Esa libertad total y absoluta para hablar de todo y no hablar de nada permite que muchos de los pasajes de la novela coincidan con algunos de los ensayos del mismo Tabarovsky que la editorial chilena Alquimia ha reunido bajo el título Escritos de un insomne. ¿Cuál es la diferencia entre una novela y un ensayo? Ninguna, ya que los dos son escritura, realidad materializada en su enunciación, en el acto de lectura, en el mismo instante en que nacían como escritura. 

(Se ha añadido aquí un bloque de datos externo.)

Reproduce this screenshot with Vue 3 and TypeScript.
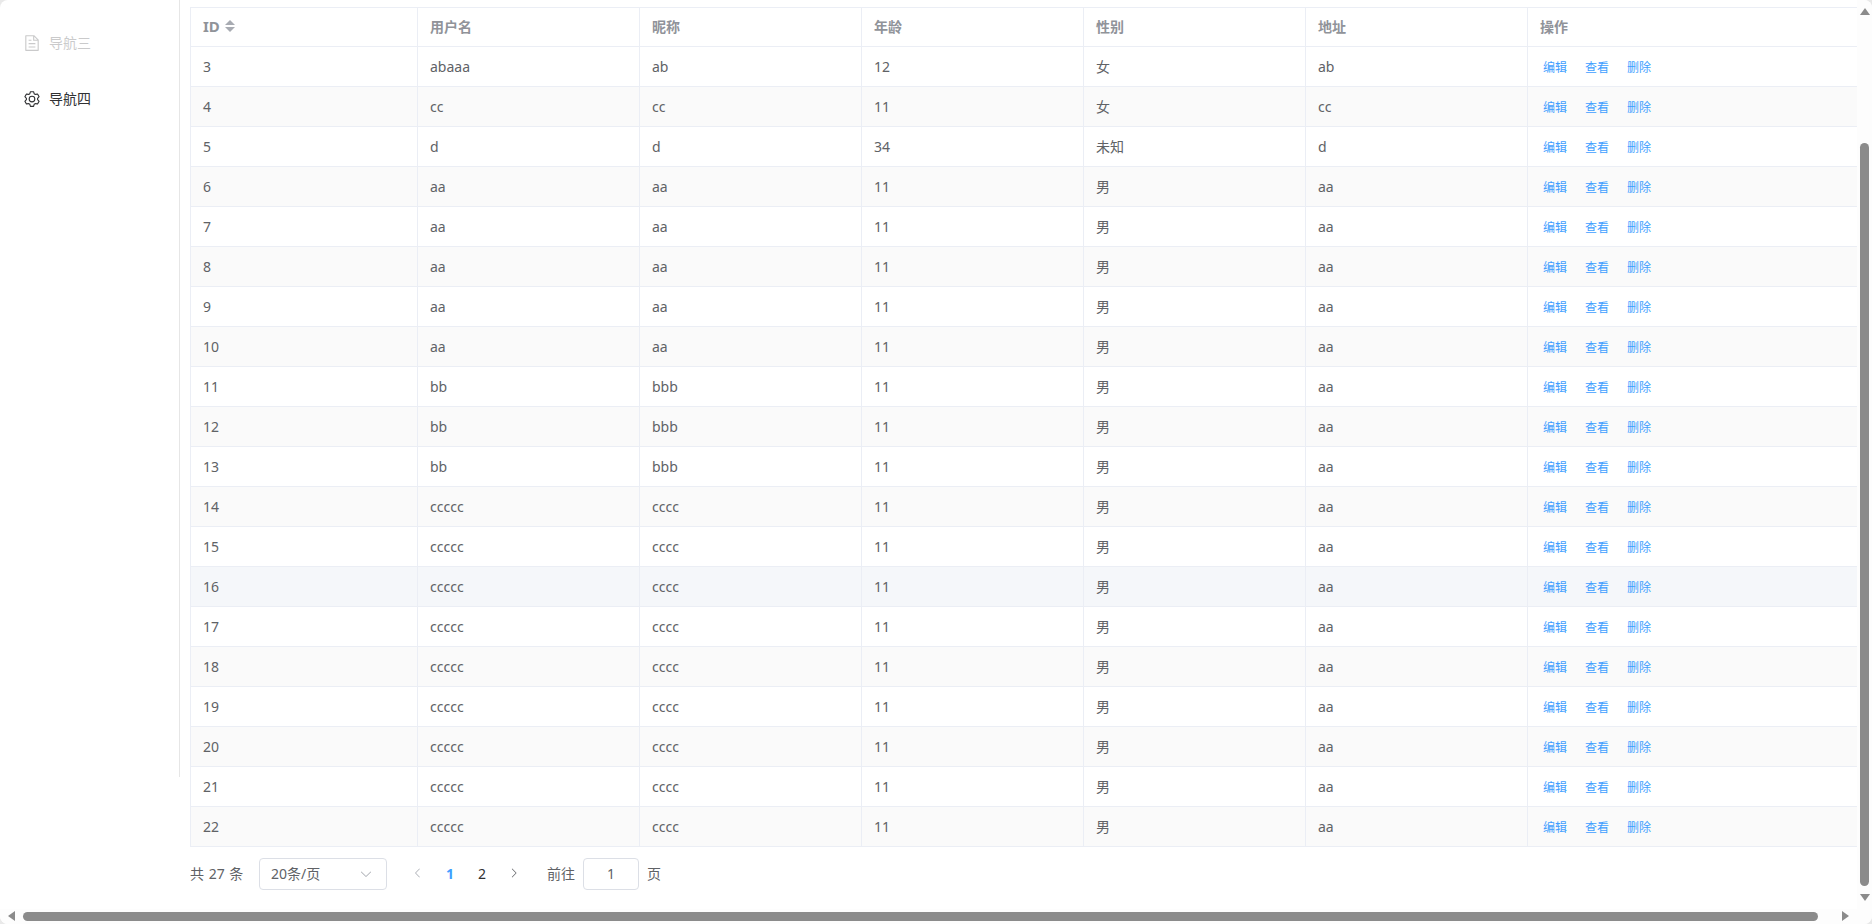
<script setup lang="ts">
interface UserRow {
  id: number
  username: string
  nickname: string
  age: number
  gender: string
  address: string
}

const makeRows = (from: number, to: number, username: string, nickname: string): UserRow[] => {
  const list: UserRow[] = []
  for (let id = from; id <= to; id++) {
    list.push({ id, username, nickname, age: 11, gender: '男', address: 'aa' })
  }
  return list
}

const rows: UserRow[] = [
  { id: 3, username: 'abaaa', nickname: 'ab', age: 12, gender: '女', address: 'ab' },
  { id: 4, username: 'cc', nickname: 'cc', age: 11, gender: '女', address: 'cc' },
  { id: 5, username: 'd', nickname: 'd', age: 34, gender: '未知', address: 'd' },
  ...makeRows(6, 10, 'aa', 'aa'),
  ...makeRows(11, 13, 'bb', 'bbb'),
  ...makeRows(14, 22, 'ccccc', 'cccc')
]

const actions = ['编辑', '查看', '删除']
</script>

<template>
  <div class="page">
    <aside class="sidebar">
      <ul class="menu">
        <li class="menu-item disabled">
          <span class="menu-icon">
            <svg viewBox="0 0 1024 1024" fill="currentColor"><path d="M832 384H576V128H192v768h640V384zm-26.496-64L640 154.496V320h165.504zM160 64h480l256 256v608a32 32 0 0 1-32 32H160a32 32 0 0 1-32-32V96a32 32 0 0 1 32-32zm160 448h384v64H320v-64zm0-192h160v64H320v-64zm0 384h384v64H320v-64z" /></svg>
          </span>
          <span class="menu-label">导航三</span>
        </li>
        <li class="menu-item">
          <span class="menu-icon">
            <svg viewBox="0 0 1024 1024" fill="currentColor"><path d="M600.704 64a32 32 0 0 1 30.464 22.208l35.2 109.376c14.784 7.232 28.928 15.36 42.432 24.512l112.384-24.192a32 32 0 0 1 34.432 15.36L944.32 364.8a32 32 0 0 1-4.032 37.504l-77.12 85.12a357.12 357.12 0 0 1 0 49.024l77.12 85.248a32 32 0 0 1 4.032 37.504l-88.704 153.6a32 32 0 0 1-34.432 15.296L708.8 803.904c-13.44 9.088-27.648 17.28-42.368 24.512l-35.264 109.376A32 32 0 0 1 600.704 960H423.296a32 32 0 0 1-30.464-22.208L357.696 828.48a351.616 351.616 0 0 1-42.56-24.64l-112.32 24.256a32 32 0 0 1-34.432-15.36L79.68 659.2a32 32 0 0 1 4.032-37.504l77.12-85.248a357.12 357.12 0 0 1 0-48.896l-77.12-85.248A32 32 0 0 1 79.68 364.8l88.704-153.6a32 32 0 0 1 34.432-15.296l112.32 24.256c13.568-9.152 27.776-17.408 42.56-24.64l35.2-109.312A32 32 0 0 1 423.232 64H600.64zm-23.424 64H446.72l-36.352 113.088-24.512 11.968a294.113 294.113 0 0 0-34.816 20.096l-22.656 15.36-116.224-25.088-65.28 113.152 79.68 88.192-1.92 27.136a293.12 293.12 0 0 0 0 40.192l1.92 27.136-79.808 88.192 65.344 113.152 116.224-25.024 22.656 15.296a294.113 294.113 0 0 0 34.816 20.096l24.512 11.968L446.72 896h130.688l36.48-113.152 24.448-11.904a288.282 288.282 0 0 0 34.752-20.096l22.592-15.296 116.288 25.024 65.28-113.152-79.744-88.192 1.92-27.136a293.12 293.12 0 0 0 0-40.256l-1.92-27.136 79.808-88.128-65.344-113.152-116.288 24.96-22.592-15.232a287.616 287.616 0 0 0-34.752-20.096l-24.448-11.904L577.344 128zM512 320a192 192 0 1 1 0 384 192 192 0 0 1 0-384zm0 64a128 128 0 1 0 0 256 128 128 0 0 0 0-256z" /></svg>
          </span>
          <span class="menu-label">导航四</span>
        </li>
      </ul>
    </aside>

    <main class="content">
      <table class="user-table">
        <colgroup>
          <col class="col-id" />
          <col v-for="i in 5" :key="i" class="col-normal" />
          <col class="col-ops" />
        </colgroup>
        <thead>
          <tr>
            <th>
              <span class="id-head">
                ID
                <span class="sort-caret">
                  <i class="caret-up"></i>
                  <i class="caret-down"></i>
                </span>
              </span>
            </th>
            <th>用户名</th>
            <th>昵称</th>
            <th>年龄</th>
            <th>性别</th>
            <th>地址</th>
            <th>操作</th>
          </tr>
        </thead>
        <tbody>
          <tr
            v-for="(row, index) in rows"
            :key="row.id"
            :class="{ striped: index % 2 === 1, hovered: row.id === 16 }"
          >
            <td>{{ row.id }}</td>
            <td>{{ row.username }}</td>
            <td>{{ row.nickname }}</td>
            <td>{{ row.age }}</td>
            <td class="cjk-cell">{{ row.gender }}</td>
            <td>{{ row.address }}</td>
            <td>
              <div class="actions">
                <a v-for="action in actions" :key="action">{{ action }}</a>
              </div>
            </td>
          </tr>
        </tbody>
      </table>

      <div class="pagination">
        <span class="total">共 27 条</span>
        <div class="size-select">
          <span class="select-text">20条/页</span>
          <svg class="select-arrow" viewBox="0 0 1024 1024" fill="currentColor"><path d="M831.872 340.864 512 652.672 192.128 340.864a30.592 30.592 0 0 0-42.752 0 29.12 29.12 0 0 0 0 41.6L489.664 714.24a32 32 0 0 0 44.672 0l340.288-331.712a29.12 29.12 0 0 0 0-41.728 30.592 30.592 0 0 0-42.752 0z" /></svg>
        </div>
        <button class="page-btn prev">
          <svg viewBox="0 0 1024 1024" fill="currentColor"><path d="M609.408 149.376 277.76 489.6a32 32 0 0 0 0 44.672l331.648 340.352a29.12 29.12 0 0 0 41.728 0 30.592 30.592 0 0 0 0-42.752L339.264 511.936l311.872-319.872a30.592 30.592 0 0 0 0-42.688 29.12 29.12 0 0 0-41.728 0z" /></svg>
        </button>
        <button class="page-btn number active">1</button>
        <button class="page-btn number">2</button>
        <button class="page-btn next">
          <svg viewBox="0 0 1024 1024" fill="currentColor"><path d="M340.864 149.312a30.592 30.592 0 0 0 0 42.752L652.736 512 340.864 831.872a30.592 30.592 0 0 0 0 42.752 29.12 29.12 0 0 0 41.728 0L714.24 534.336a32 32 0 0 0 0-44.672L382.592 149.376a29.12 29.12 0 0 0-41.728 0z" /></svg>
        </button>
        <span class="jump">前往</span>
        <div class="jump-input">1</div>
        <span class="jump-suffix">页</span>
      </div>
    </main>

    <!-- page scrollbars, drawn over the content -->
    <div class="scroll-y">
      <i class="arrow arrow-up"></i>
      <div class="thumb-y"></div>
      <i class="arrow arrow-down"></i>
    </div>
    <div class="scroll-x">
      <i class="arrow arrow-left"></i>
      <div class="thumb-x"></div>
      <i class="arrow arrow-right"></i>
    </div>
    <div class="scroll-corner"></div>
  </div>
</template>

<style>
html,
body {
  margin: 0;
  background: #e9e9e9;
  overflow: hidden;
}
</style>

<style scoped>
.page {
  position: relative;
  display: flex;
  align-items: flex-start;
  width: 1872px;
  height: 924px;
  overflow: hidden;
  background: #fff;
  border-radius: 8px;
  font-family: "Noto Sans", "Noto Sans CJK SC", sans-serif;
  font-size: 14px;
  color: #606266;
}

.sidebar {
  flex: none;
  box-sizing: border-box;
  width: 180px;
  height: 777px;
  padding-top: 15px;
  border-right: 1px solid #e6e6e6;
}

.menu {
  margin: 0;
  padding: 0;
  list-style: none;
}

.menu-item {
  display: flex;
  align-items: center;
  height: 56px;
  padding-left: 20px;
  color: #303133;
}

.menu-item.disabled {
  opacity: 0.25;
}

.menu-label {
  padding-bottom: 2px;
}

.menu-icon {
  display: flex;
  justify-content: center;
  width: 24px;
  margin-right: 5px;
}

.menu-icon svg {
  width: 18px;
  height: 18px;
}

.content {
  flex: none;
  width: 1667px;
  margin-left: 10px;
  padding-top: 7px;
}

.user-table {
  width: 1667px;
  table-layout: fixed;
  border-collapse: separate;
  border-spacing: 0;
  border-left: 1px solid #ebeef5;
  box-sizing: border-box;
}

.col-id {
  width: 227px;
}

.col-normal {
  width: 222px;
}

.col-ops {
  width: 329px;
}

th,
td {
  box-sizing: border-box;
  height: 40px;
  padding: 0 12px;
  text-align: left;
  border-right: 1px solid #ebeef5;
  border-bottom: 1px solid #ebeef5;
}

th {
  padding-bottom: 2px;
  border-top: 1px solid #ebeef5;
  color: #909399;
  font-weight: 700;
}

th:last-child,
td:last-child {
  border-right: none;
}

td.cjk-cell {
  padding-bottom: 2px;
}

.striped td {
  background: #fafafa;
}

.hovered td {
  background: #f5f7fa;
}

.id-head {
  display: inline-flex;
  align-items: center;
  font-size: 15px;
}

.sort-caret {
  display: inline-flex;
  flex-direction: column;
  gap: 2px;
  margin-left: 5px;
}

.sort-caret i {
  display: block;
  width: 0;
  height: 0;
  border-left: 5px solid transparent;
  border-right: 5px solid transparent;
}

.caret-up {
  border-bottom: 5px solid #a8abb2;
}

.caret-down {
  border-top: 5px solid #a8abb2;
}

.actions {
  display: flex;
  gap: 18px;
  padding: 1px 0 0 3px;
  font-size: 12px;
  color: #409eff;
}

.pagination {
  display: flex;
  align-items: center;
  height: 32px;
  margin-top: 11px;
  font-size: 14px;
}

.total {
  flex: none;
  width: 69px;
  padding-bottom: 2px;
  word-spacing: 1px;
}

.size-select {
  display: flex;
  align-items: center;
  justify-content: space-between;
  box-sizing: border-box;
  width: 128px;
  height: 32px;
  padding: 0 13px 0 11px;
  border: 1px solid #dcdfe6;
  border-radius: 4px;
  font-size: 14px;
}

.select-text {
  padding-bottom: 3px;
}

.select-arrow {
  width: 14px;
  height: 14px;
  color: #a8abb2;
}

.page-btn {
  display: flex;
  align-items: center;
  justify-content: center;
  width: 32px;
  height: 32px;
  padding: 0 0 2px;
  border: none;
  background: none;
  font-family: inherit;
  font-size: 14px;
  color: #303133;
}

.page-btn svg {
  width: 12px;
  height: 12px;
}

.prev {
  margin-left: 15px;
  color: #a8abb2;
}

.next {
  color: #606266;
}

.number.active {
  color: #409eff;
  font-weight: 700;
}

.jump {
  margin-left: 17px;
  padding-bottom: 2px;
}

.jump-suffix {
  padding-bottom: 2px;
}

.jump-input {
  box-sizing: border-box;
  width: 56px;
  height: 32px;
  margin: 0 8px;
  border: 1px solid #dcdfe6;
  border-radius: 4px;
  font-size: 14px;
  line-height: 30px;
  text-align: center;
}

.scroll-y {
  position: absolute;
  top: 0;
  right: 0;
  width: 15px;
  height: 909px;
  background: #fdfdfd;
}

.thumb-y {
  position: absolute;
  top: 143px;
  left: 3px;
  width: 9px;
  height: 743px;
  border-radius: 5px;
  background: #8b8b8b;
}

.scroll-x {
  position: absolute;
  left: 0;
  bottom: 0;
  width: 1857px;
  height: 15px;
  background: #fdfdfd;
}

.thumb-x {
  position: absolute;
  top: 3px;
  left: 23px;
  width: 1795px;
  height: 9px;
  border-radius: 5px;
  background: #8b8b8b;
}

.scroll-corner {
  position: absolute;
  right: 0;
  bottom: 0;
  width: 15px;
  height: 15px;
  background: #fdfdfd;
}

.arrow {
  position: absolute;
  width: 0;
  height: 0;
}

.arrow-up,
.arrow-down {
  left: 3px;
  border-left: 5px solid transparent;
  border-right: 5px solid transparent;
}

.arrow-up {
  top: 8px;
  border-bottom: 7px solid #8b8b8b;
}

.arrow-down {
  bottom: 8px;
  border-top: 7px solid #8b8b8b;
}

.arrow-left,
.arrow-right {
  top: 2px;
  border-top: 5px solid transparent;
  border-bottom: 5px solid transparent;
}

.arrow-left {
  left: 8px;
  border-right: 7px solid #8b8b8b;
}

.arrow-right {
  right: 8px;
  border-left: 7px solid #8b8b8b;
}
</style>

Una belleza vulgar se veía todavía atada a la idea de causalidad, a esa hoja que cae del árbol y que en su vuelo mecida por el viento sirve como hilo para el retrato de la vida burguesa de Palermo. Había mucho en aquella novela de diálogo con Urbana de Fogwill, y esta novela, desde su mismo inicio, se presenta como heredera de Fogwill, del mejor Fogwill, el que supo como casi ningún escritor entender las relaciones entre escritura y música. No es casual que El amo bueno tenga una estructura ternaria, como tantas composiciones, ni que en cada una de esos tres capítulos que la componen vayan reapareciendo temas, como ritornellos, que evidencian la filiación musical del libro. Desde el mismo inicio, con la alusión a las anécdotas de Charlie Parker, que retornarán una y otra vez al inicio de cada capítulo, así como cada uno de los temas en los que la escritura, la melodía, se desparrama: la vieja fábrica, la calle 14 de julio, totalmente intrascendente salvo por su nombre, las calles históricas del barrio, la Historia argentina, la actualidad de la Argentina, los olores del barrio, la energía, ya sea eléctrica o de combustibles fósiles, la misma inmanencia de la escritura y la imposibilidad de la novela salvo como bitácora de su misma imposibilidad. La escritura va acariciando esos y muchos más temas de modo reiterado, como una repetición que se hace diferencia en el mismo momento en que tiene lugar. Y no sólo eso, sino que está sembrada de ecos de Una belleza vulgar. No sólo el título de la novela, sino el manes del elefante, que en la anterior novela aparecía como un chiste sobre cómo esconder un elefante en la calle Florida y en esta bajo la máscara del poema de Marianne Moore. En esta aparece también la calle Florida, pero como escenario de la extravagancia de un escritor menor al que Neruda incluyó en sus memorias por miedo a no dar cuenta de que acaso se hubiera cruzado con un genio. Ironía y parodia del mismo texto que hace Tabarovsky, ya que ese escritor de segunda ya sólo aparece en las memorias del Nobel chileno y en su novela. 
He leído dos veces ya este libro. La primera lo hice fascinado por la libertad de su escritura, por su sintaxis libre y juguetona, la segunda constatando que esa sensación de libertad es un logro más del oficio del autor, ya que en verdad rigurosamente va pasando por cada uno de los mismos temas en cada capítulo, trazando un retrato descarnado de la Argentina de hoy y de su política, leyendo a la sociedad de hoy y los hechos históricos del país como sinécdoque y puesta en práctica del pensamiento occidental y de sus paradojas. No hay nada libre en esa escritura, y sin embargo parece leve y caprichosa como una hoja mecida por el viento. Creo que en breve la leeré una tercera vez y descubriré en ella nuevas cosas, nuevos detalles que, en realidad, suceden sólo en sus páginas, mientras somos los lectores a los que los tres perros que sirven como excusa argumental (Tato, Martu, Ringo) observan perplejos, sin pretender encontrarle sentido a lo que no lo tiene más allá de su rotunda materialidad. Tan carentes de sentido como lo real.